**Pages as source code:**
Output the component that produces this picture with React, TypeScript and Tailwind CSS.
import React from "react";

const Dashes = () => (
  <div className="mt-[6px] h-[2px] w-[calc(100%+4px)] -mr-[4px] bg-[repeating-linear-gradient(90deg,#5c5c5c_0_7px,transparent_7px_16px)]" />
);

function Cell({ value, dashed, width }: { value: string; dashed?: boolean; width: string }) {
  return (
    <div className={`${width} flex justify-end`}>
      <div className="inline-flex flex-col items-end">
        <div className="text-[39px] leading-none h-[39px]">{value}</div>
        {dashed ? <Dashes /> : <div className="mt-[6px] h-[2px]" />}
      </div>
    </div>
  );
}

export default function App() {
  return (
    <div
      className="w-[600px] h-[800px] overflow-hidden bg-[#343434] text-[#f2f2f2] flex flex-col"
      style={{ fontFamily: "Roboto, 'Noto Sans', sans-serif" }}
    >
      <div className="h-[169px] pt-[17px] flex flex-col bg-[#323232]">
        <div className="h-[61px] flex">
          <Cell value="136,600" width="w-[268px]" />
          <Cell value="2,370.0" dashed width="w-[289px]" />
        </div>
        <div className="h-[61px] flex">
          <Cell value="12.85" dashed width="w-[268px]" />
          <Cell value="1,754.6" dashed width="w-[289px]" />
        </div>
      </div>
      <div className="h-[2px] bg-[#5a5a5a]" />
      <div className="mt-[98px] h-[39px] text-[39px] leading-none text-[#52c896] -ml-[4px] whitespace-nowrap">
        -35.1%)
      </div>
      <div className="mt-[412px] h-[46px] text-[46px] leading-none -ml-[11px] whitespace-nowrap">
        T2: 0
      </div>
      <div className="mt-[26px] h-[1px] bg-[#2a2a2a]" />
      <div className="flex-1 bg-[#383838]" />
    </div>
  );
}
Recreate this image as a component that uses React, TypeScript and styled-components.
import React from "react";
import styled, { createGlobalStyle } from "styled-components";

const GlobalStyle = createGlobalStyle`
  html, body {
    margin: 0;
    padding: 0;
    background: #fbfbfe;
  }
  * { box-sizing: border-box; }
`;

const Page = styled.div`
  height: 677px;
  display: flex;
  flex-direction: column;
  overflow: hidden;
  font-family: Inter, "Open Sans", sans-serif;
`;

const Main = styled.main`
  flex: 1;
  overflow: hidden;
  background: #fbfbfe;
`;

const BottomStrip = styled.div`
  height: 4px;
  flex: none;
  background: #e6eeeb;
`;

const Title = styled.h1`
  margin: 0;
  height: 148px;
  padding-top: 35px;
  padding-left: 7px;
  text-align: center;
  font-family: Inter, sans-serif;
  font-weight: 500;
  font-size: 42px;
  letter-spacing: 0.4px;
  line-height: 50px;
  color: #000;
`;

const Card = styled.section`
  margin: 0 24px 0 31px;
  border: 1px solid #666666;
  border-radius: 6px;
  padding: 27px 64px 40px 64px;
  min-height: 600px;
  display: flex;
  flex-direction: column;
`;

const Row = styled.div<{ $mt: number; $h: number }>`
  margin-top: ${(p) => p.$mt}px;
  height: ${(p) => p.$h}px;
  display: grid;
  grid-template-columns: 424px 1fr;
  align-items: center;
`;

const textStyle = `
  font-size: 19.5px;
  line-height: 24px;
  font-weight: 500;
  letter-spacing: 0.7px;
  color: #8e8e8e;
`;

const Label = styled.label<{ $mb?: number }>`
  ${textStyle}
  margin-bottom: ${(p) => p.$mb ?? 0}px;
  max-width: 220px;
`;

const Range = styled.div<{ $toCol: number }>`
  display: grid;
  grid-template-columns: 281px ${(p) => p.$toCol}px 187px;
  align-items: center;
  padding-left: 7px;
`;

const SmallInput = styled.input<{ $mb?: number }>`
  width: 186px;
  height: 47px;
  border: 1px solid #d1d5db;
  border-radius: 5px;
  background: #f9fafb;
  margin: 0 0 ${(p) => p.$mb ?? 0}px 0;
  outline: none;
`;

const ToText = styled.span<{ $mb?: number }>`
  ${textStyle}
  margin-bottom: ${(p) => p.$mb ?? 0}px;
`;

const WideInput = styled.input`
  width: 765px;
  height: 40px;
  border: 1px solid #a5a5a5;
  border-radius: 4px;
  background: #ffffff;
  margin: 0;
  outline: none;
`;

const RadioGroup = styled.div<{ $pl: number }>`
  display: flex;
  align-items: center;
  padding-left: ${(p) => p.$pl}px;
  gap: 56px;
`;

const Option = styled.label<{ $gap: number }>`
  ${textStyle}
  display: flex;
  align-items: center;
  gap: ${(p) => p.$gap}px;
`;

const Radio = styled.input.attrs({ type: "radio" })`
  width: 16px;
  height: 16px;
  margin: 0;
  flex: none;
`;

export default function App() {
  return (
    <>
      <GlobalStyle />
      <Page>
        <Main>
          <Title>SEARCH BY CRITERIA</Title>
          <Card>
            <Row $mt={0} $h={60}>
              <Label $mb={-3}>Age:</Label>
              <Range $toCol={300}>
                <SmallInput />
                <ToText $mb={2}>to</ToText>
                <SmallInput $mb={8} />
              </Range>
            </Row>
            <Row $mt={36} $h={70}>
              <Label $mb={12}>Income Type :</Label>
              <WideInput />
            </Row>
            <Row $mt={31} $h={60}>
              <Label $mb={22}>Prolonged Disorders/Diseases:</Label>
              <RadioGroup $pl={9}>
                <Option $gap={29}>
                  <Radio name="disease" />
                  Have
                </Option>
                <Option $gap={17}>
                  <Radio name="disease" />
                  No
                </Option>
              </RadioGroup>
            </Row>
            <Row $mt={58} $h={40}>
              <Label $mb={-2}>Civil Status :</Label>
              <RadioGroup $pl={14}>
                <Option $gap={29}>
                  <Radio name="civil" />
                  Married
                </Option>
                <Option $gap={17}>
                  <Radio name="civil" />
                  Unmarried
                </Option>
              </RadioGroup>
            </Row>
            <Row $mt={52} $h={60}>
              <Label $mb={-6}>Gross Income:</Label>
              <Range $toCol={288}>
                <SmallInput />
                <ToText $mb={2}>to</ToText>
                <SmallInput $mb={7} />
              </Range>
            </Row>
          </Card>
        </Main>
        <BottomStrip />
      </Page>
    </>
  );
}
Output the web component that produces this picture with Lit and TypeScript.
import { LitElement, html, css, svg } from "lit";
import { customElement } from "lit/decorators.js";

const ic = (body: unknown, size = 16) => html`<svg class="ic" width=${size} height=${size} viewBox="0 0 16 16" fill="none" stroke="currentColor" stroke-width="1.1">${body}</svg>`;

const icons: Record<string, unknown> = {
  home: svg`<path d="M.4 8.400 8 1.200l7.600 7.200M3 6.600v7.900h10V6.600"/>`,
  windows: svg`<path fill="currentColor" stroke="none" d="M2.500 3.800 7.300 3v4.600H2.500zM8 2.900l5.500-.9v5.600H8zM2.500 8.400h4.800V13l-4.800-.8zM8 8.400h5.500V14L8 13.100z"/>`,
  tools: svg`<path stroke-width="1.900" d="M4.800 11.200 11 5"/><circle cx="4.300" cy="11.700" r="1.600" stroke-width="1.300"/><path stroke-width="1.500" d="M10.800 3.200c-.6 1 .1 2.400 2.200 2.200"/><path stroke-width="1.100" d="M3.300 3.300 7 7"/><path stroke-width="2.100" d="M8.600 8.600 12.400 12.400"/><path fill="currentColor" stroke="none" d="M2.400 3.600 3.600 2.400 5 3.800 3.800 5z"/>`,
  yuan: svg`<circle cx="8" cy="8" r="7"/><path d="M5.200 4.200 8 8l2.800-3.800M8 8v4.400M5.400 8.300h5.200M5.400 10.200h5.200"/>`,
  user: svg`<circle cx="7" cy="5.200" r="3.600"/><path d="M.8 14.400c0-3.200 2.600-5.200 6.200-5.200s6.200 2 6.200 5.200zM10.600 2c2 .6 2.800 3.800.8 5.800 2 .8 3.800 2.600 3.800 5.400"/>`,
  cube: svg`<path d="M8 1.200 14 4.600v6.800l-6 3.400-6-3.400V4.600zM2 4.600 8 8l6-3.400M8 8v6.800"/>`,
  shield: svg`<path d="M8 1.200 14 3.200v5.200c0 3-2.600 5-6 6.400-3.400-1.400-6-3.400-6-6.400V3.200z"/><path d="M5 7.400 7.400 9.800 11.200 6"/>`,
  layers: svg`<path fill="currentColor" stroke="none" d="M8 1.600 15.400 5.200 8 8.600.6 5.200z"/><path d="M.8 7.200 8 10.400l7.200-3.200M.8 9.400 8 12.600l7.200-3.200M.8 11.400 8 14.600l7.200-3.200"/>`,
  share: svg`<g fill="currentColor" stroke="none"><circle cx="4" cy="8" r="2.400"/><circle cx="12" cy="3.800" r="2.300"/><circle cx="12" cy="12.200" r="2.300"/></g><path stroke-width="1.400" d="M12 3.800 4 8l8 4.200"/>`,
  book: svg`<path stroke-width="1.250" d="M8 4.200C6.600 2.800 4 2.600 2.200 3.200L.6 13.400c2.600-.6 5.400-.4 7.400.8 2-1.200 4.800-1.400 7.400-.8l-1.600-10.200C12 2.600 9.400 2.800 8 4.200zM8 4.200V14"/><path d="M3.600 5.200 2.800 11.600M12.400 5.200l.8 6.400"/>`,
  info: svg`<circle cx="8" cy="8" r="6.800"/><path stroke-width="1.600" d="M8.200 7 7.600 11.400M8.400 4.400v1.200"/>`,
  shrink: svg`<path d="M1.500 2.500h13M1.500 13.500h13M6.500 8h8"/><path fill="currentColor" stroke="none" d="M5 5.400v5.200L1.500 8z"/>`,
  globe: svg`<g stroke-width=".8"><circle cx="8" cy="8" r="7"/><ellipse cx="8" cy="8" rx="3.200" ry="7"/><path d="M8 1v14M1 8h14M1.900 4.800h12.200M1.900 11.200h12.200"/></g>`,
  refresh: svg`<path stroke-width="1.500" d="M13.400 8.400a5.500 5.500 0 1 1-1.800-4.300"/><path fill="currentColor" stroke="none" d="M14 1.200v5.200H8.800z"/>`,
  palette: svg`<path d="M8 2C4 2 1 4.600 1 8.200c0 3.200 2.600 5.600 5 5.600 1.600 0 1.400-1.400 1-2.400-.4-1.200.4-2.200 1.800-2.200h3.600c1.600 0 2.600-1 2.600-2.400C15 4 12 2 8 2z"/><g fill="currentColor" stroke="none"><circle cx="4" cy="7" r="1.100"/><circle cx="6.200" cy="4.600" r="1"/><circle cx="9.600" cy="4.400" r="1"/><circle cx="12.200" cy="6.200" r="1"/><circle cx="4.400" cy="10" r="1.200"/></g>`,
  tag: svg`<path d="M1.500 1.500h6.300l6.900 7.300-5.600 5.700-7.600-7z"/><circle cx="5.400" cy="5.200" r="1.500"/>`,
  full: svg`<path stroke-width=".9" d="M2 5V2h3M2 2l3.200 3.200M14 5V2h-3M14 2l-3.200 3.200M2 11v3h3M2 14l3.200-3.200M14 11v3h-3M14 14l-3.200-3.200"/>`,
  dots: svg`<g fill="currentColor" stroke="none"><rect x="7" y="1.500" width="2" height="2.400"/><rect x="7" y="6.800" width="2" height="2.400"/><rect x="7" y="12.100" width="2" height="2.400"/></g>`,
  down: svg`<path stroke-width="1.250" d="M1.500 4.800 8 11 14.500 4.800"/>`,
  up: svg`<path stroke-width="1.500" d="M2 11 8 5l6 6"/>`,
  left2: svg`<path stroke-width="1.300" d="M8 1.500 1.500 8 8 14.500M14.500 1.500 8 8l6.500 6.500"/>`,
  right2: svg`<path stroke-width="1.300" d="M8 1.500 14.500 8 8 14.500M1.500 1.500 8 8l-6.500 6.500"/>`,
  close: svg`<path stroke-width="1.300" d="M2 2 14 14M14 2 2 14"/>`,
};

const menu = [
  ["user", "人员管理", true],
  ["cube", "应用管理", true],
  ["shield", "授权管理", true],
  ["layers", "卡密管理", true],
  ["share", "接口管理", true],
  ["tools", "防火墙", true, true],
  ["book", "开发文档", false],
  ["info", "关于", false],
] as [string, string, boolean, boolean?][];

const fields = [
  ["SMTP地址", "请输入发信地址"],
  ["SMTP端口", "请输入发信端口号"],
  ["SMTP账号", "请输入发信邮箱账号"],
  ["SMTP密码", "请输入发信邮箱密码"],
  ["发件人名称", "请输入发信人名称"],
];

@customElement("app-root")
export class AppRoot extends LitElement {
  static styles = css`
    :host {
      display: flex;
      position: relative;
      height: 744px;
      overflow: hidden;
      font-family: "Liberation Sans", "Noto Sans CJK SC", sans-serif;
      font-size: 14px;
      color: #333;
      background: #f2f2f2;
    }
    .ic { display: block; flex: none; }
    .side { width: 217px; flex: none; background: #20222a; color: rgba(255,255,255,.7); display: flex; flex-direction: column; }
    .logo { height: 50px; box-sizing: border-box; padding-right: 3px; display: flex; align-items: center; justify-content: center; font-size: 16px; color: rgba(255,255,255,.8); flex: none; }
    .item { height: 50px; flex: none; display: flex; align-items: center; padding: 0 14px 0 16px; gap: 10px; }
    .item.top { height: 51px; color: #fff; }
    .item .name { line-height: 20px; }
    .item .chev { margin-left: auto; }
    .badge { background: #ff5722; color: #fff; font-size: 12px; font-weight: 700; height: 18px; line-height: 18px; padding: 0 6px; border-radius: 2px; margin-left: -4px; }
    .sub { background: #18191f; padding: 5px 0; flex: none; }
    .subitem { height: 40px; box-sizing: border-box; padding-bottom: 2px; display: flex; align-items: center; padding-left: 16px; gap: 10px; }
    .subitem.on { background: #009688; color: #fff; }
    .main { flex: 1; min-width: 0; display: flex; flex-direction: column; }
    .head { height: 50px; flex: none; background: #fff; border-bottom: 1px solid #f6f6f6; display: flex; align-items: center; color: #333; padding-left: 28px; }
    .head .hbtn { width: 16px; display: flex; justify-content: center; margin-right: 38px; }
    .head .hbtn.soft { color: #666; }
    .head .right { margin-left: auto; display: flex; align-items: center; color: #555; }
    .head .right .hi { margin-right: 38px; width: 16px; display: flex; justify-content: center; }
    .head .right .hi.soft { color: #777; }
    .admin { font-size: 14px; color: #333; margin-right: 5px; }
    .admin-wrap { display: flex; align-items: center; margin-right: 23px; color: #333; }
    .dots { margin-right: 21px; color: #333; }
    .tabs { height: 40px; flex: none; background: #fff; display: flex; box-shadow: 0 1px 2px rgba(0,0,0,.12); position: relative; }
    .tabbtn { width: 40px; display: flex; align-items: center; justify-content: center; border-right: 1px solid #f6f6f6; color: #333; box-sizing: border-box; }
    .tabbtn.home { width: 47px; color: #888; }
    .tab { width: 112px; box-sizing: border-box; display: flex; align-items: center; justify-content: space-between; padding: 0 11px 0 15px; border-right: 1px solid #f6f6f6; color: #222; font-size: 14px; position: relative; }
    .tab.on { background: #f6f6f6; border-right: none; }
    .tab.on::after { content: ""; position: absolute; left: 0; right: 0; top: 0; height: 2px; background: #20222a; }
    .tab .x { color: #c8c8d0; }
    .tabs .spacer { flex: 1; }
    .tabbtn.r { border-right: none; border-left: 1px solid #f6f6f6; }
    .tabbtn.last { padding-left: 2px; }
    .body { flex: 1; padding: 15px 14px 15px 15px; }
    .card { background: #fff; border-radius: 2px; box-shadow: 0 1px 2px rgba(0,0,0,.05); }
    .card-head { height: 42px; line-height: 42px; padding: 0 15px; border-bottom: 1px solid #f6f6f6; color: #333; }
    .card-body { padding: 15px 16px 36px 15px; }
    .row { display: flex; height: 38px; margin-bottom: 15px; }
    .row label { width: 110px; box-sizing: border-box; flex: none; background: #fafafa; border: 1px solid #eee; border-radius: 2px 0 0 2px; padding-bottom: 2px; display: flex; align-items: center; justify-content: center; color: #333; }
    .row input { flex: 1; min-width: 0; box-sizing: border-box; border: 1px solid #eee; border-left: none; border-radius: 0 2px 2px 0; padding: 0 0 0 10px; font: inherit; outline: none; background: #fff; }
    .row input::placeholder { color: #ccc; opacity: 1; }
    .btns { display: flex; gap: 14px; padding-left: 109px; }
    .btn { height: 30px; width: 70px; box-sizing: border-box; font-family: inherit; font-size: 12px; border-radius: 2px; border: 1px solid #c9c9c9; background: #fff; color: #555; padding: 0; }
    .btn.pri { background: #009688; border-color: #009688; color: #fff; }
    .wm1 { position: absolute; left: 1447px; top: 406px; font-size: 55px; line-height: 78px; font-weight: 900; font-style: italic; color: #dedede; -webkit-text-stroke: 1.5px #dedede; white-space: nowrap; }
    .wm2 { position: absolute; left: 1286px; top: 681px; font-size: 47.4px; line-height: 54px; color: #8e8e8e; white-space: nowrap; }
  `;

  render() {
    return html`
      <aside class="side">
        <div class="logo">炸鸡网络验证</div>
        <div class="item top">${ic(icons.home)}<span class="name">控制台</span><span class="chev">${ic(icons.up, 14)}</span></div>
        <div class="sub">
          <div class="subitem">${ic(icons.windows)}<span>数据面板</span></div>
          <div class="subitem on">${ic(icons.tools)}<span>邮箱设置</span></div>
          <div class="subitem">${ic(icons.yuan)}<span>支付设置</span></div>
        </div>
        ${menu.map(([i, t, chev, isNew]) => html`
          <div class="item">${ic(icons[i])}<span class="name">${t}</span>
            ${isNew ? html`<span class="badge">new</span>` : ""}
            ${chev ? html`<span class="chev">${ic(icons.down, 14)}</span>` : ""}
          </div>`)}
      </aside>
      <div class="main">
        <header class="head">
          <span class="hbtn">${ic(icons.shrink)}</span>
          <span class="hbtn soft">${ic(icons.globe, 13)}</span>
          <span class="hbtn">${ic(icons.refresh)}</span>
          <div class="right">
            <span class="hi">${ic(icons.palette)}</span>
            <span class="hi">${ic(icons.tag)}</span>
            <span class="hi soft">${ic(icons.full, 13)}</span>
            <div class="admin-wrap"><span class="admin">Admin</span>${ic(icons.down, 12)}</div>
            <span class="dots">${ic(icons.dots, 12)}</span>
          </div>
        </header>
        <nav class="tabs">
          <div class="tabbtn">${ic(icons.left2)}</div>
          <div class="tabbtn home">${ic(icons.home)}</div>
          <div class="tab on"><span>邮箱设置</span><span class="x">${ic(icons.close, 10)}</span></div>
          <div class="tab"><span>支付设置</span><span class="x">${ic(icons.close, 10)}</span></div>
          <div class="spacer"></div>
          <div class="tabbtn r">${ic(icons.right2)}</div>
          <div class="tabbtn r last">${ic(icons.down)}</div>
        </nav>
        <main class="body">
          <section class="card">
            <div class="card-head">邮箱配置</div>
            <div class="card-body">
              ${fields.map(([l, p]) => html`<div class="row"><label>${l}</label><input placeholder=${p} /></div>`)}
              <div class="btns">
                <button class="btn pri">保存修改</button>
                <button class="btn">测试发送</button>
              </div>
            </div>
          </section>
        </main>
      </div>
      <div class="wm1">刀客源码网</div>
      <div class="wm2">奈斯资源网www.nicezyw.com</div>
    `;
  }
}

**JOB:**
Return, unchanged, the run of lines above that opens with the line containing "Output the web" and closes with the line containing "const ic = (body: unknown, size". Include both.

**SOLUTION TO THIS EXERCISE:**
Output the web component that produces this picture with Lit and TypeScript.
import { LitElement, html, css, svg } from "lit";
import { customElement } from "lit/decorators.js";

const ic = (body: unknown, size = 16) => html`<svg class="ic" width=${size} height=${size} viewBox="0 0 16 16" fill="none" stroke="currentColor" stroke-width="1.1">${body}</svg>`;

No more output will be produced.